American arts administrator

Jodee Nimerichter is an American arts administrator and film producer. She currently serves as the executive director of the American Dance Festival.

== Early life and education ==
Jodee Nimerichter is the daughter of Fred Nimerichter and Mary Lou Buhl. She has two sisters, Cynthia and Rhonda, and grew up in Colorado. She is of German ancestry and was raised in the Lutheran faith. She trained in classical ballet from a young age and was admitted to Gallatin School of Individualized Study at New York University. In 1992 she decided to stop dancing, and switched her major to performing arts administration. While she was enrolled at NYU, she interned at the American Dance Festival, Jacob's Pillow Dance, and Changing Times Tap Dancing Company. She also helped start the first Gallatin Arts Festival at NYU.

== Career ==

=== American Dance Festival ===
Nimerichter began working for the American Dance Festival in 1991 as an intern. In 1997 she worked on the production of the festival's documentary series Free to Dance and was nominated for an Emmy Award in Research. She co-produced televised recordings of the Broadway revival of The Women and the musical Fosse. She worked as an associate producer for the live broadcasts of The Man Who Came To Dinner and Fosse Millennium in 2000. In 2003 she became the festival's associate director, managing dance festivals in South Korea and Russia and building dance exchange programs in South Africa, Poland, Argentina, and the Philippines. Nimerichter organized the first American tour of the Guangdong Modern Dance Company from Guangzhou, China. She served as associate director until 2007, when she was promoted as co-director. In 2007 she produced Dancing in the Light, a program focused on six works by African-American choreographers, for the Public Broadcasting Service. Nimerichter also worked as a production member of Great Performances:Dance in America at WNET where she co-produced the performance documentary Born to Be Wild: The Leading Men of American Ballet Theatre, which followed dancers Jose Manuel Carreño, Angel Corella, Vladimir Malakhov, and Ethan Stiefel as they began working on a new piece created for them by Mark Morris.

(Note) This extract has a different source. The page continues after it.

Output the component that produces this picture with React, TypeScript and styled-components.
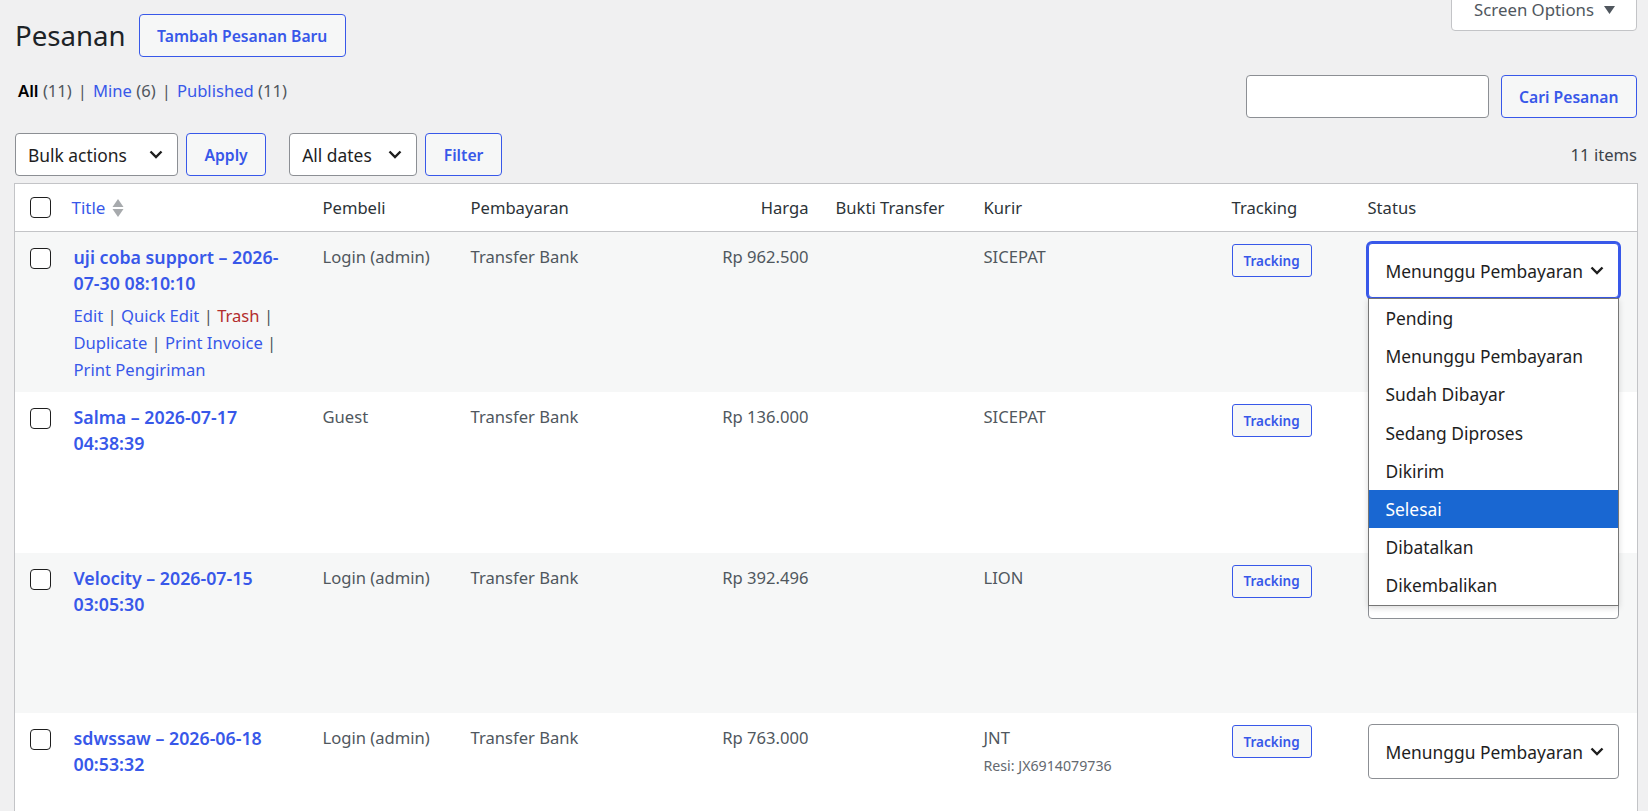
import styled, { createGlobalStyle } from "styled-components";

const blue = "#3858e9";
const font = `"Noto Sans", "Open Sans", sans-serif`;

const GlobalStyle = createGlobalStyle`
  html, body {
    margin: 0;
    height: 100%;
    overflow: hidden;
  }
  body {
    background: #f0f0f1;
    font-family: ${font};
    color: #3c434a;
    font-size: 16.6px;
  }
  * {
    box-sizing: border-box;
  }
`;

//#region layout
const Wrap = styled.div`
  margin: 0 11px 0 15px;
`;

const TopRow = styled.div`
  display: flex;
  align-items: flex-start;
  justify-content: space-between;
`;

const TitleGroup = styled.div`
  display: flex;
  align-items: center;
  gap: 13px;
  margin-top: 14px;
`;

const PageTitle = styled.h1`
  margin: 0;
  font-size: 27.6px;
  font-weight: 400;
  line-height: 43px;
  color: #1d2327;
`;

const ScreenTab = styled.div`
  display: flex;
  align-items: center;
  gap: 10px;
  margin-top: -1px;
  padding: 0 21px 10px 22px;
  line-height: 20px;
  background: #fff;
  border: 1px solid #c3c4c7;
  border-radius: 0 0 4px 4px;
  color: #50575e;
  font-size: 16.8px;
`;

const SubRow = styled.div`
  display: flex;
  align-items: flex-start;
  justify-content: space-between;
  margin-top: 18px;
`;

const Views = styled.div`
  margin-top: 2px;
  padding-left: 3px;
  line-height: 27px;
  color: #646970;
`;

const ViewLink = styled.span<{ $current?: boolean }>`
  color: ${({ $current }) => ($current ? "#000" : blue)};
  font-weight: ${({ $current }) => ($current ? 600 : 400)};
`;

const Count = styled.span`
  color: #50575e;
`;

const Sep = styled.span`
  color: #50575e;
  margin: 0 6px;
`;

const SearchBox = styled.div`
  display: flex;
  gap: 12px;
`;

const SearchInput = styled.input`
  width: 243px;
  height: 43px;
  border: 1px solid #8c8f94;
  border-radius: 4px;
  background: #fff;
  margin: 0;
`;

const Button = styled.button<{ $small?: boolean }>`
  height: ${({ $small }) => ($small ? 33 : 43)}px;
  padding: 0 ${({ $small }) => ($small ? 11 : 17.5)}px;
  border: 1px solid ${blue};
  border-radius: ${({ $small }) => ($small ? 3 : 4)}px;
  background: #f6f7f7;
  color: ${blue};
  font-family: ${font};
  font-size: ${({ $small }) => ($small ? 13.5 : 15.7)}px;
  font-weight: 600;
  white-space: nowrap;
  cursor: pointer;
`;

const TableNav = styled.div`
  display: flex;
  align-items: center;
  gap: 23px;
  height: 43px;
  margin: 15px 0 7px;
`;

const Group = styled.div`
  display: flex;
  gap: 8px;
`;

const ItemsCount = styled.div`
  margin-left: auto;
  color: #3c434a;
  font-size: 16.6px;
`;

const SelectBox = styled.div<{ $width: number; $height: number; $focused?: boolean; $padLeft: number }>`
  display: flex;
  align-items: center;
  justify-content: space-between;
  width: ${({ $width }) => $width}px;
  height: ${({ $height }) => $height}px;
  padding: 0 14px 0 ${({ $padLeft }) => $padLeft}px;
  background: #fff;
  border: 1px solid ${({ $focused }) => ($focused ? blue : "#8c8f94")};
  border-radius: 4px;
  color: #1e1e1e;
  font-size: 17.4px;
  white-space: nowrap;
  ${({ $focused }) => $focused && `box-shadow: 0 0 0 2px ${blue};`}
`;
//#endregion

//#region table
const Table = styled.table`
  width: calc(100% + 1px);
  margin-left: -1px;
  border-collapse: collapse;
  table-layout: fixed;
  background: #fff;
  border: 1px solid #c3c4c7;
`;

const Col = styled.col<{ $w: number }>`
  width: ${({ $w }) => $w}px;
`;

const Th = styled.th<{ $right?: boolean; $sort?: boolean }>`
  height: 48px;
  padding: 0 ${({ $right }) => ($right ? 17 : 10)}px 0 ${({ $sort }) => ($sort ? 8 : 10)}px;
  text-align: ${({ $right }) => ($right ? "right" : "left")};
  font-weight: 400;
  font-size: 16.6px;
  color: #2c3338;
  border-bottom: 1px solid #c3c4c7;
  vertical-align: middle;
`;

const CheckTh = styled.th`
  padding: 0 0 0 15px;
  border-bottom: 1px solid #c3c4c7;
  vertical-align: middle;
`;

const SortLink = styled.span`
  display: inline-flex;
  align-items: center;
  gap: 7px;
  color: ${blue};
  font-size: 17px;
`;

const Row = styled.tr<{ $striped: boolean }>`
  background: ${({ $striped }) => ($striped ? "#f6f7f7" : "#fff")};
`;

const Td = styled.td<{ $right?: boolean }>`
  padding: 12px ${({ $right }) => ($right ? 17 : 10)}px 9.4px 10px;
  vertical-align: top;
  text-align: ${({ $right }) => ($right ? "right" : "left")};
  line-height: 26px;
  font-size: 16.6px;
  color: #50575e;
`;

const CheckTd = styled.td`
  padding: 16px 0 0 15px;
  vertical-align: top;
`;

const StatusTd = styled.td`
  padding: 11px 10px 0 10px;
  vertical-align: top;
`;

const Checkbox = styled.span`
  display: block;
  width: 21px;
  height: 21px;
  border: 1px solid #1e1e1e;
  border-radius: 4px;
  background: #fff;
`;

const RowTitle = styled.strong`
  display: block;
  color: ${blue};
  font-weight: 600;
  font-size: 17.8px;
  line-height: 26px;
`;

const RowActions = styled.div<{ $visible: boolean }>`
  margin-top: 6px;
  line-height: 27px;
  color: #50575e;
  visibility: ${({ $visible }) => ($visible ? "visible" : "hidden")};
`;

const ActionLink = styled.span<{ $danger?: boolean }>`
  color: ${({ $danger }) => ($danger ? "#b32d2e" : blue)};
`;

const Resi = styled.div`
  margin-top: 2px;
  font-size: 14.2px;
  color: #646970;
`;

const SelectWrap = styled.div`
  position: relative;
  width: 251px;
`;

const OptionList = styled.ul`
  position: absolute;
  top: 100%;
  left: 0;
  z-index: 10;
  width: 251px;
  margin: 0;
  padding: 0;
  list-style: none;
  background: #fff;
  border: 1px solid #767676;
  box-shadow: 0 2px 6px rgba(0, 0, 0, 0.15);
`;

const Option = styled.li<{ $active?: boolean }>`
  height: 38.2px;
  padding: 0 17px;
  line-height: 38.2px;
  font-size: 17.4px;
  color: ${({ $active }) => ($active ? "#fff" : "#1e1e1e")};
  background: ${({ $active }) => ($active ? "#1967d2" : "transparent")};
`;
//#endregion

function Chevron() {
  return (
    <svg width="14" height="9" viewBox="0 0 14 9">
      <path d="M1.5 1.5 L7 7 L12.5 1.5" fill="none" stroke="#1e1e1e" strokeWidth="2.4" />
    </svg>
  );
}

function SortIcon() {
  return (
    <svg width="12" height="20" viewBox="0 0 12 20">
      <path d="M6 1 L11.5 9 L0.5 9 Z" fill="#a7aaad" />
      <path d="M0.5 11 L11.5 11 L6 19 Z" fill="#a7aaad" />
    </svg>
  );
}

function Caret() {
  return (
    <svg width="11" height="8" viewBox="0 0 11 8">
      <path d="M0 0 L11 0 L5.5 8 Z" fill="#50575e" />
    </svg>
  );
}

const statuses = [
  "Pending",
  "Menunggu Pembayaran",
  "Sudah Dibayar",
  "Sedang Diproses",
  "Dikirim",
  "Selesai",
  "Dibatalkan",
  "Dikembalikan",
];

type Order = {
  title: string;
  buyer: string;
  price: string;
  courier: string;
  resi?: string;
};

const orders: Order[] = [
  { title: "uji coba support – 2026-07-30 08:10:10", buyer: "Login (admin)", price: "Rp 962.500", courier: "SICEPAT" },
  { title: "Salma – 2026-07-17 04:38:39", buyer: "Guest", price: "Rp 136.000", courier: "SICEPAT" },
  { title: "Velocity – 2026-07-15 03:05:30", buyer: "Login (admin)", price: "Rp 392.496", courier: "LION" },
  { title: "sdwssaw – 2026-06-18 00:53:32", buyer: "Login (admin)", price: "Rp 763.000", courier: "JNT", resi: "JX6914079736" },
];

const widths = [49, 249, 148, 179, 186, 148, 248, 136, 280];

export default function App() {
  return (
    <>
      <GlobalStyle />
      <Wrap>
        <TopRow>
          <TitleGroup>
            <PageTitle>Pesanan</PageTitle>
            <Button>Tambah Pesanan Baru</Button>
          </TitleGroup>
          <ScreenTab>
            Screen Options <Caret />
          </ScreenTab>
        </TopRow>

        <SubRow>
          <Views>
            <ViewLink $current>All</ViewLink> <Count>(11)</Count>
            <Sep>|</Sep>
            <ViewLink>Mine</ViewLink> <Count>(6)</Count>
            <Sep>|</Sep>
            <ViewLink>Published</ViewLink> <Count>(11)</Count>
          </Views>
          <SearchBox>
            <SearchInput type="search" />
            <Button>Cari Pesanan</Button>
          </SearchBox>
        </SubRow>

        <TableNav>
          <Group>
            <SelectBox $width={163} $height={43} $padLeft={12}>
              Bulk actions <Chevron />
            </SelectBox>
            <Button>Apply</Button>
          </Group>
          <Group>
            <SelectBox $width={128} $height={43} $padLeft={12}>
              All dates <Chevron />
            </SelectBox>
            <Button>Filter</Button>
          </Group>
          <ItemsCount>11 items</ItemsCount>
        </TableNav>

        <Table>
          <colgroup>
            {widths.map((w, i) => (
              <Col key={i} $w={w} />
            ))}
          </colgroup>
          <thead>
            <tr>
              <CheckTh>
                <Checkbox />
              </CheckTh>
              <Th $sort>
                <SortLink>
                  Title <SortIcon />
                </SortLink>
              </Th>
              <Th>Pembeli</Th>
              <Th>Pembayaran</Th>
              <Th $right>Harga</Th>
              <Th>Bukti Transfer</Th>
              <Th>Kurir</Th>
              <Th>Tracking</Th>
              <Th>Status</Th>
            </tr>
          </thead>
          <tbody>
            {orders.map((o, i) => (
              <Row key={o.title} $striped={i % 2 === 0}>
                <CheckTd>
                  <Checkbox />
                </CheckTd>
                <Td>
                  <RowTitle>{o.title}</RowTitle>
                  <RowActions $visible={i === 0}>
                    <ActionLink>Edit</ActionLink> | <ActionLink>Quick Edit</ActionLink> |{" "}
                    <ActionLink $danger>Trash</ActionLink> | <ActionLink>Duplicate</ActionLink> |{" "}
                    <ActionLink>Print Invoice</ActionLink> | <ActionLink>Print Pengiriman</ActionLink>
                  </RowActions>
                </Td>
                <Td>{o.buyer}</Td>
                <Td>Transfer Bank</Td>
                <Td $right>{o.price}</Td>
                <Td />
                <Td>
                  {o.courier}
                  {o.resi && <Resi>Resi: {o.resi}</Resi>}
                </Td>
                <Td>
                  <Button $small>Tracking</Button>
                </Td>
                <StatusTd>
                  <SelectWrap>
                    <SelectBox $width={251} $height={55} $padLeft={17} $focused={i === 0}>
                      Menunggu Pembayaran <Chevron />
                    </SelectBox>
                    {i === 0 && (
                      <OptionList>
                        {statuses.map((s) => (
                          <Option key={s} $active={s === "Selesai"}>
                            {s}
                          </Option>
                        ))}
                      </OptionList>
                    )}
                  </SelectWrap>
                </StatusTd>
              </Row>
            ))}
          </tbody>
        </Table>
      </Wrap>
    </>
  );
}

Nimerichter was appointed as the director of the American Dance Festival in 2012. Her title changed to executive director in 2016.

=== Other curations ===
Nimerichter curated performances at the Joyce Theater for Focus Dance in 2013 and at New York University's Skirball Center for the Performing Arts for Dance Gotham in 2014. She has also served as a Hub Site representative for the National Dance Project.

=== Affiliations ===
She also serves on the boards of the American Dance Festival and ARTS North Carolina, and serves on the advisory board of Emory College Center for Creativity & Arts and as board member for Durham Central Park.

She serves on the board of directors for Mark Dendy Dance & Theatre and was a member of the Appalachian Summer Festival's artistic partnership team in 2008 and 2009.

== Personal life ==
Nimerichter lives in North Carolina and New York, splitting her time between homes in Durham and Manhattan. She met Gaspard Louis, a Haitian dancer, while she was working as a staffer at the American Dance Festival and he was dancing with Pilobolus Dance Theatre. She and Louis married in October 2005 and have two children, Dahlia and Preston.